New Discovery Strengthens the Case for Elusive Planet 9
Years after its proposed detection, Planet 9 remains obstinately absent from our astronomical charts. Evidence for its existence is found only indirectly, in the orbits of a number of trans-Neptunian objects, or TNOs, which follow trajectories around the sun that collectively imply the presence of another, larger planet in the distant boundaries of the solar system.
The biggest problem with Planet 9 is that we haven’t found it. The biggest problem for those who want to argue it doesn’t exist is that we keep finding evidence it does. The most recent piece — rock? — of evidence is 2015 TG387, colloquially known as “The Goblin.” What makes the Goblin so interesting is what it doesn’t do: namely, interact with other planets in the solar system. It never comes close enough to Jupiter, Saturn, Uranus, or Neptune to be gravitationally influenced by them. Yet its orbit around the solar system shows that it’s clearly being influenced by something.
All of the “Giant planets” are located in the far right-hand side of the image. That’s how far away from us 2015 TG387 is.
“It never interacts with anything that we know of in the solar system,” says Scott Sheppard, an astronomer at the Carnegie Institution for Science and a co-discoverer of 2015 TG387. “Somehow, it had to get on this elongated orbit in the past, and that’s the big question: What did it interact with to get [there]?”
Mathematical simulations show only one real possibility — 2015 TG387 was shifted into its highly elongated orbit by interactions with a larger body, one that fits the assumed characteristics of our hypothetical Planet 9. Part of the problem with finding the actual planet is that bodies out this far from the Sun are exceedingly faint. The Goblin spends most of its time too far from Earth to be detected by telescopes and can only be seen when it’s on its closest approach to the Sun, something that only happens every 40,000 years.
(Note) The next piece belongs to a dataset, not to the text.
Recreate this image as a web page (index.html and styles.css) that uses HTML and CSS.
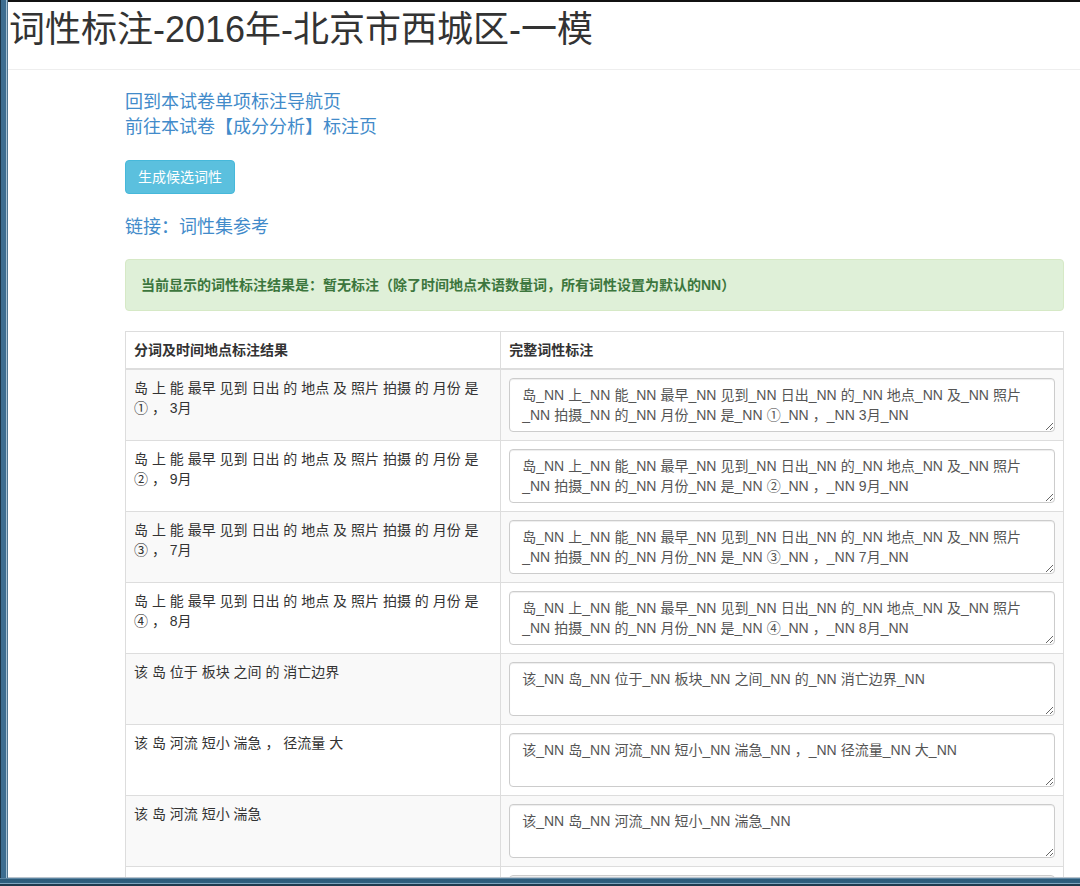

In other words, the only reason we found it is because it’s in the right place in its orbit to be found (at roughly 300km in diameter, Goblin is substantially smaller than Ceres).
There are critics of the Planet 9 theory, including those who believe that the collective gravity of these small objects may have nudged them into strange elliptical orbits, or that the entire issue is a sampling artifact from only examining a small portion of the sky. If we see these unusual elliptical orbits all over the solar system, it would mean they’re being caused by something else (nobody expects space to be full of invisible planets whizzing about).
It’s early in all cases. Planet 9 could simply be too far away from Earth to be observed at the moment, thanks to a combination of dim surface albedo, distance, and us not knowing where to look. Previous sky surveys have clarified a lot of objects that aren’t out there; we don’t think, for instance, that there’s any way a Jupiter-size planet could still be hiding anywhere nearby. But there are still gaps in our knowledge that could be cloaking a distant ice ball.